§ **Dataset excerpt**:
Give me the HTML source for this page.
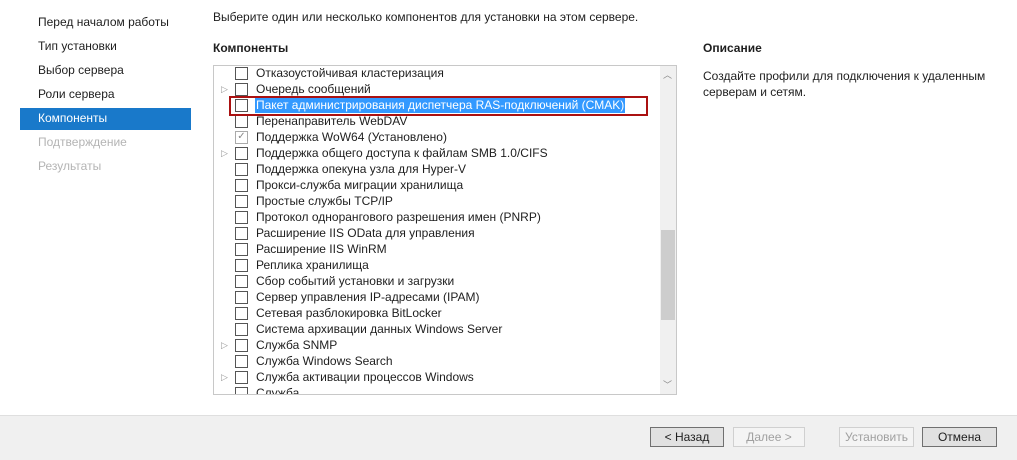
<!DOCTYPE html><html><head><meta charset="utf-8"><style>
body{margin:0;width:1017px;height:459px;background:#fff;font-family:"Liberation Sans",sans-serif;font-size:12px;color:#1e1e1e;position:relative;overflow:hidden}
.a{position:absolute;white-space:nowrap}
.nav{left:38px}
.box{left:213px;top:65px;width:464px;height:330px;border:1px solid #c8c8c8;box-sizing:border-box;overflow:hidden}
.row{position:absolute;left:0;height:16px;line-height:16px}
.cb{position:absolute;left:21px;top:2px;width:11px;height:11px;border:1px solid #555;background:#fff}
.tx{position:absolute;left:42px;white-space:nowrap}
.ar{position:absolute;left:7px;top:0;color:#999;font-size:9px}
.btn{position:absolute;top:427px;height:20px;border:1px solid #adadad;background:#e1e1e1;box-sizing:border-box;text-align:center;line-height:18px}
</style></head><body>
<div class="a nav" style="top:15px">Перед началом работы</div>
<div class="a nav" style="top:39px">Тип установки</div>
<div class="a nav" style="top:63px">Выбор сервера</div>
<div class="a nav" style="top:87px">Роли сервера</div>
<div class="a" style="left:20px;top:108px;width:171px;height:22px;background:#1979ca"></div>
<div class="a nav" style="top:111px;color:#fff">Компоненты</div>
<div class="a nav" style="top:135px;color:#b4b4b4">Подтверждение</div>
<div class="a nav" style="top:159px;color:#b4b4b4">Результаты</div>
<div class="a" style="left:213px;top:10px">Выберите один или несколько компонентов для установки на этом сервере.</div>
<div class="a" style="left:213px;top:41px;font-weight:bold">Компоненты</div>
<div class="a" style="left:703px;top:41px;font-weight:bold">Описание</div>
<div class="a" style="left:703px;top:68px;line-height:16px">Создайте профили для подключения к удаленным<br>серверам и сетям.</div>
<div class="a box">
<div class="row" style="top:0">&nbsp;</div>
</div>
<div class="a" style="left:214px;top:66px;width:446px;height:328px;overflow:hidden">
<div style="position:relative;top:-1px">
<div class="row" style="top:0"><span class="cb"></span><span class="tx">Отказоустойчивая кластеризация</span></div>
<div class="row" style="top:16px"><span class="ar">▷</span><span class="cb"></span><span class="tx">Очередь сообщений</span></div>
<div class="row" style="top:32px"><span class="cb"></span><span class="tx" style="background:#3399ff;color:#fff;padding:0 1px;left:41px">Пакет администрирования диспетчера RAS-подключений (CMAK)</span></div>
<div class="row" style="top:48px"><span class="cb"></span><span class="tx">Перенаправитель WebDAV</span></div>
<div class="row" style="top:64px"><span class="cb" style="border-color:#aaa;color:#888;font-size:10px;line-height:10px;text-align:center">✓</span><span class="tx">Поддержка WoW64 (Установлено)</span></div>
<div class="row" style="top:80px"><span class="ar">▷</span><span class="cb"></span><span class="tx">Поддержка общего доступа к файлам SMB 1.0/CIFS</span></div>
<div class="row" style="top:96px"><span class="cb"></span><span class="tx">Поддержка опекуна узла для Hyper-V</span></div>
<div class="row" style="top:112px"><span class="cb"></span><span class="tx">Прокси-служба миграции хранилища</span></div>
<div class="row" style="top:128px"><span class="cb"></span><span class="tx">Простые службы TCP/IP</span></div>
<div class="row" style="top:144px"><span class="cb"></span><span class="tx">Протокол однорангового разрешения имен (PNRP)</span></div>
<div class="row" style="top:160px"><span class="cb"></span><span class="tx">Расширение IIS OData для управления</span></div>
<div class="row" style="top:176px"><span class="cb"></span><span class="tx">Расширение IIS WinRM</span></div>
<div class="row" style="top:192px"><span class="cb"></span><span class="tx">Реплика хранилища</span></div>
<div class="row" style="top:208px"><span class="cb"></span><span class="tx">Сбор событий установки и загрузки</span></div>
<div class="row" style="top:224px"><span class="cb"></span><span class="tx">Сервер управления IP-адресами (IPAM)</span></div>
<div class="row" style="top:240px"><span class="cb"></span><span class="tx">Сетевая разблокировка BitLocker</span></div>
<div class="row" style="top:256px"><span class="cb"></span><span class="tx">Система архивации данных Windows Server</span></div>
<div class="row" style="top:272px"><span class="ar">▷</span><span class="cb"></span><span class="tx">Служба SNMP</span></div>
<div class="row" style="top:288px"><span class="cb"></span><span class="tx">Служба Windows Search</span></div>
<div class="row" style="top:304px"><span class="ar">▷</span><span class="cb"></span><span class="tx">Служба активации процессов Windows</span></div>
<div class="row" style="top:320px"><span class="cb"></span><span class="tx">Служба ...</span></div>
</div></div>
<div class="a" style="left:229px;top:96px;width:419px;height:20px;border:2px solid #a11;box-sizing:border-box"></div>
<div class="a" style="left:660px;top:66px;width:16px;height:328px;background:#f0f0f0"></div>
<div class="a" style="left:661px;top:230px;width:14px;height:90px;background:#cdcdcd"></div>
<div class="a" style="left:663px;top:68px;color:#888;font-size:9px">︿</div>
<div class="a" style="left:663px;top:378px;color:#888;font-size:9px">﹀</div>
<div class="a" style="left:0;top:415px;width:1017px;height:44px;background:#f0f0f0;border-top:1px solid #dfdfdf"></div>
<div class="btn" style="left:650px;width:74px;border-color:#707070">&lt; Назад</div>
<div class="btn" style="left:733px;width:72px;background:#f4f4f4;border-color:#d0d0d0;color:#a0a0a0">Далее &gt;</div>
<div class="btn" style="left:839px;width:75px;background:#f4f4f4;border-color:#d0d0d0;color:#a0a0a0">Установить</div>
<div class="btn" style="left:922px;width:75px;border-color:#707070">Отмена</div>
</body></html>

§ **Exercise directions**: Write out the material above once more, exactly as it reads, with no pictures.

§ **Finished task**:
Give me the HTML source for this page.
<!DOCTYPE html><html><head><meta charset="utf-8"><style>
body{margin:0;width:1017px;height:459px;background:#fff;font-family:"Liberation Sans",sans-serif;font-size:12px;color:#1e1e1e;position:relative;overflow:hidden}
.a{position:absolute;white-space:nowrap}
.nav{left:38px}
.box{left:213px;top:65px;width:464px;height:330px;border:1px solid #c8c8c8;box-sizing:border-box;overflow:hidden}
.row{position:absolute;left:0;height:16px;line-height:16px}
.cb{position:absolute;left:21px;top:2px;width:11px;height:11px;border:1px solid #555;background:#fff}
.tx{position:absolute;left:42px;white-space:nowrap}
.ar{position:absolute;left:7px;top:0;color:#999;font-size:9px}
.btn{position:absolute;top:427px;height:20px;border:1px solid #adadad;background:#e1e1e1;box-sizing:border-box;text-align:center;line-height:18px}
</style></head><body>
<div class="a nav" style="top:15px">Перед началом работы</div>
<div class="a nav" style="top:39px">Тип установки</div>
<div class="a nav" style="top:63px">Выбор сервера</div>
<div class="a nav" style="top:87px">Роли сервера</div>
<div class="a" style="left:20px;top:108px;width:171px;height:22px;background:#1979ca"></div>
<div class="a nav" style="top:111px;color:#fff">Компоненты</div>
<div class="a nav" style="top:135px;color:#b4b4b4">Подтверждение</div>
<div class="a nav" style="top:159px;color:#b4b4b4">Результаты</div>
<div class="a" style="left:213px;top:10px">Выберите один или несколько компонентов для установки на этом сервере.</div>
<div class="a" style="left:213px;top:41px;font-weight:bold">Компоненты</div>
<div class="a" style="left:703px;top:41px;font-weight:bold">Описание</div>
<div class="a" style="left:703px;top:68px;line-height:16px">Создайте профили для подключения к удаленным<br>серверам и сетям.</div>
<div class="a box">
<div class="row" style="top:0">&nbsp;</div>
</div>
<div class="a" style="left:214px;top:66px;width:446px;height:328px;overflow:hidden">
<div style="position:relative;top:-1px">
<div class="row" style="top:0"><span class="cb"></span><span class="tx">Отказоустойчивая кластеризация</span></div>
<div class="row" style="top:16px"><span class="ar">▷</span><span class="cb"></span><span class="tx">Очередь сообщений</span></div>
<div class="row" style="top:32px"><span class="cb"></span><span class="tx" style="background:#3399ff;color:#fff;padding:0 1px;left:41px">Пакет администрирования диспетчера RAS-подключений (CMAK)</span></div>
<div class="row" style="top:48px"><span class="cb"></span><span class="tx">Перенаправитель WebDAV</span></div>
<div class="row" style="top:64px"><span class="cb" style="border-color:#aaa;color:#888;font-size:10px;line-height:10px;text-align:center">✓</span><span class="tx">Поддержка WoW64 (Установлено)</span></div>
<div class="row" style="top:80px"><span class="ar">▷</span><span class="cb"></span><span class="tx">Поддержка общего доступа к файлам SMB 1.0/CIFS</span></div>
<div class="row" style="top:96px"><span class="cb"></span><span class="tx">Поддержка опекуна узла для Hyper-V</span></div>
<div class="row" style="top:112px"><span class="cb"></span><span class="tx">Прокси-служба миграции хранилища</span></div>
<div class="row" style="top:128px"><span class="cb"></span><span class="tx">Простые службы TCP/IP</span></div>
<div class="row" style="top:144px"><span class="cb"></span><span class="tx">Протокол однорангового разрешения имен (PNRP)</span></div>
<div class="row" style="top:160px"><span class="cb"></span><span class="tx">Расширение IIS OData для управления</span></div>
<div class="row" style="top:176px"><span class="cb"></span><span class="tx">Расширение IIS WinRM</span></div>
<div class="row" style="top:192px"><span class="cb"></span><span class="tx">Реплика хранилища</span></div>
<div class="row" style="top:208px"><span class="cb"></span><span class="tx">Сбор событий установки и загрузки</span></div>
<div class="row" style="top:224px"><span class="cb"></span><span class="tx">Сервер управления IP-адресами (IPAM)</span></div>
<div class="row" style="top:240px"><span class="cb"></span><span class="tx">Сетевая разблокировка BitLocker</span></div>
<div class="row" style="top:256px"><span class="cb"></span><span class="tx">Система архивации данных Windows Server</span></div>
<div class="row" style="top:272px"><span class="ar">▷</span><span class="cb"></span><span class="tx">Служба SNMP</span></div>
<div class="row" style="top:288px"><span class="cb"></span><span class="tx">Служба Windows Search</span></div>
<div class="row" style="top:304px"><span class="ar">▷</span><span class="cb"></span><span class="tx">Служба активации процессов Windows</span></div>
<div class="row" style="top:320px"><span class="cb"></span><span class="tx">Служба ...</span></div>
</div></div>
<div class="a" style="left:229px;top:96px;width:419px;height:20px;border:2px solid #a11;box-sizing:border-box"></div>
<div class="a" style="left:660px;top:66px;width:16px;height:328px;background:#f0f0f0"></div>
<div class="a" style="left:661px;top:230px;width:14px;height:90px;background:#cdcdcd"></div>
<div class="a" style="left:663px;top:68px;color:#888;font-size:9px">︿</div>
<div class="a" style="left:663px;top:378px;color:#888;font-size:9px">﹀</div>
<div class="a" style="left:0;top:415px;width:1017px;height:44px;background:#f0f0f0;border-top:1px solid #dfdfdf"></div>
<div class="btn" style="left:650px;width:74px;border-color:#707070">&lt; Назад</div>
<div class="btn" style="left:733px;width:72px;background:#f4f4f4;border-color:#d0d0d0;color:#a0a0a0">Далее &gt;</div>
<div class="btn" style="left:839px;width:75px;background:#f4f4f4;border-color:#d0d0d0;color:#a0a0a0">Установить</div>
<div class="btn" style="left:922px;width:75px;border-color:#707070">Отмена</div>
</body></html>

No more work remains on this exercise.